United States District Court, D. South Carolina

June 16, 2016

Wesley Devon Foote, #XXXXX-XXX, Petitioner,
v.
M. Travis Bragg, Warden, F.C.I. Bennettsville, Respondent.

          Wesley Devon Foote, Petitioner, Pro Se.

          REPORT AND RECOMMENDATION

          SHIVA V. HODGES, Magistrate Judge.

         Wesley Devon Foote ("Petitioner"), proceeding pro se, is incarcerated at the Federal Correctional Institution ("FCI") in Bennettsville, South Carolina. He filed the instant petition for a writ of habeas corpus pursuant to 28 U.S.C. § 2241. Pursuant to the provisions of 28 U.S.C. § 636(b)(1)(B) and Local Civ. Rule 73.02(B)(2)(c) (D.S.C.), the undersigned is authorized to review such petitions and submit findings and recommendations to the district judge.
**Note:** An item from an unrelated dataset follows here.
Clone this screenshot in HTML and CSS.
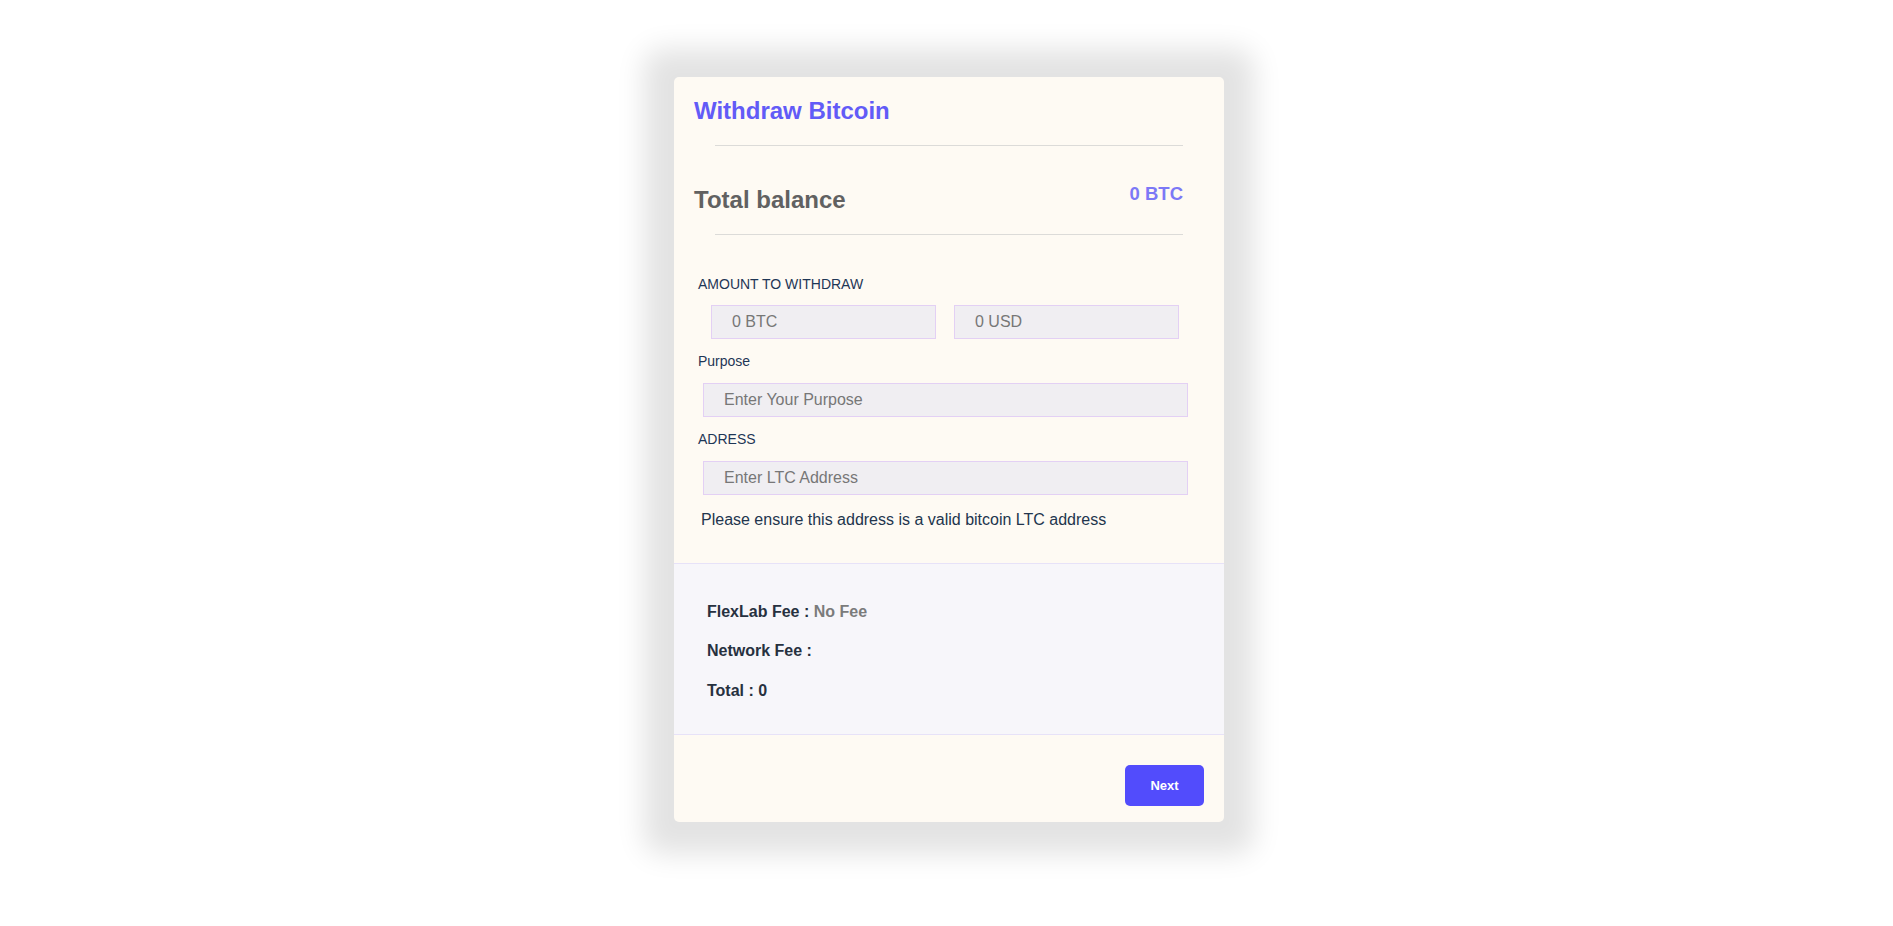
FILE: index.html
```html
<!DOCTYPE html>
<html lang="en">
<head>
<meta charset="utf-8">
<title>Withdraw Bitcoin</title>
<link rel="stylesheet" href="styles.css">
</head>
<body>
<div class="page">
  <div class="card">
    <div class="card-head">
      <h2 class="title">Withdraw Bitcoin</h2>
      <hr class="rule">
      <div class="balance">
        <h3 class="balance-label">Total balance</h3>
        <span class="balance-amount">0 BTC</span>
      </div>
      <hr class="rule">
    </div>
    <form class="form">
      <label class="label">AMOUNT TO WITHDRAW</label>
      <div class="amount-row">
        <input class="input input-half" type="text" placeholder="0 BTC">
        <input class="input input-half" type="text" placeholder="0 USD">
      </div>
      <label class="label">Purpose</label>
      <input class="input input-full" type="text" placeholder="Enter Your Purpose">
      <label class="label">ADRESS</label>
      <input class="input input-full" type="text" placeholder="Enter LTC Address">
      <p class="hint">Please ensure this address is a valid bitcoin LTC address</p>
    </form>
    <div class="fees">
      <p class="fee-line">FlexLab Fee : <span class="fee-muted">No Fee</span></p>
      <p class="fee-line">Network Fee :</p>
      <p class="fee-line">Total : 0</p>
    </div>
    <div class="foot">
      <button class="btn" type="button">Next</button>
    </div>
  </div>
</div>
</body>
</html>
```

FILE: styles.css
```css
* {
  box-sizing: border-box;
}

html, body {
  margin: 0;
  padding: 0;
  background: #ffffff;
  font-family: "Liberation Sans", Arial, sans-serif;
}

.page {
  display: flex;
  justify-content: center;
  align-items: flex-start;
  min-height: 100vh;
  padding: 77px 0 80px 5px;
}

.card {
  width: 550px;
  background: #fefaf3;
  border-radius: 5px;
  box-shadow: 0 2px 28px 30px rgba(0, 0, 0, 0.115);
  display: flex;
  flex-direction: column;
}

.card-head {
  padding-top: 20px;
}

.title {
  margin: 0;
  padding-left: 20px;
  font-size: 24px;
  line-height: 28px;
  font-weight: 700;
  color: #625bf7;
}

.rule {
  width: 85%;
  margin: 20px auto 0;
  border: 0;
  height: 1px;
  background: #dcdbd8;
}

.balance {
  margin-top: 40px;
  padding: 0 41px 0 20px;
  display: flex;
  justify-content: space-between;
  align-items: flex-start;
}

.balance-label {
  margin: 0;
  font-size: 24px;
  line-height: 28px;
  font-weight: 700;
  color: #616161;
}

.balance-amount {
  margin-top: -2px;
  font-size: 18.5px;
  line-height: 20px;
  font-weight: 700;
  color: #7c78f6;
}

.form {
  display: flex;
  flex-direction: column;
  align-items: flex-start;
  padding: 41px 24px 0;
}

.label {
  display: block;
  font-size: 14px;
  line-height: 16px;
  color: #1e3656;
  margin-top: 14px;
}

.label:first-child {
  margin-top: 0;
}

.amount-row {
  display: flex;
  gap: 18px;
  margin-top: 13px;
  padding-left: 13px;
}

.input {
  display: block;
  height: 34px;
  margin: 0;
  padding: 0 20px;
  border: 1px solid #e3d0f4;
  border-radius: 0;
  background: #f0eef2;
  font-family: "Liberation Sans", Arial, sans-serif;
  font-size: 16px;
  color: #555;
  outline: none;
}

.input::placeholder {
  color: #777777;
  opacity: 1;
}

.input-half {
  width: 225px;
}

.input-full {
  width: 485px;
  margin-top: 14px;
  margin-left: 5px;
}

.hint {
  margin: 16px 0 0;
  padding-left: 3px;
  font-size: 16px;
  line-height: 18px;
  color: #22354d;
}

.fees {
  margin-top: 34px;
  border-top: 1px solid #e7e2f8;
  border-bottom: 1px solid #e7e2f8;
  background: #f7f6fa;
  padding: 38.5px 33px 34.5px;
  display: flex;
  flex-direction: column;
  gap: 21.5px;
}

.fee-line {
  margin: 0;
  font-size: 16px;
  line-height: 18px;
  font-weight: 700;
  color: #27313f;
}

.fee-muted {
  color: #7b7b7b;
}

.foot {
  display: flex;
  justify-content: flex-end;
  padding: 30px 20px 16px;
}

.btn {
  width: 79px;
  height: 41px;
  border: 0;
  border-radius: 5px;
  background: #524cfc;
  color: #ffffff;
  font-family: "Liberation Sans", Arial, sans-serif;
  font-size: 13px;
  font-weight: 700;
  cursor: pointer;
}
```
For the reasons that follow, the undersigned recommends that the district judge dismiss the petition in this case without requiring the respondent to file an answer.

         I. Factual and Procedural Background

         On July 13, 2006, Petitioner pled guilty in the United States District Court for the Middle District of North Carolina to three counts of distribution of crack cocaine. United States v. Wesley Devon Foote, 1:06-cr-177-NCT (M.D. N.C. 2009) (" Foote ") at ECF Nos. 13, 18.[1] He was sentenced on November 2, 2006, to 262 months' imprisonment. Id., ECF No. 13. On January 29, 2007, Petitioner filed a notice of appeal, and the Fourth Circuit Court of Appeals ("Fourth Circuit") issued an order on October 5, 2007, affirming Petitioner's sentence. Id., ECF Nos. 15, 21. Petitioner appealed to the United States Supreme Court, which subsequently vacated Petitioner's sentence and remanded the case to the Fourth Circuit. Id., ECF No. 23. On remand, the Fourth Circuit vacated Petitioner's sentience and remanded Petitioner's case to the district court for resentencing. Id. On September 25, 2009, the district court resentenced Petitioner to 262 months' imprisonment. Id., ECF No. 32. Petitioner filed a notice of appeal, and on September 14, 2010, the Fourth Circuit affirmed his sentence. Id., ECF Nos. 33, 39.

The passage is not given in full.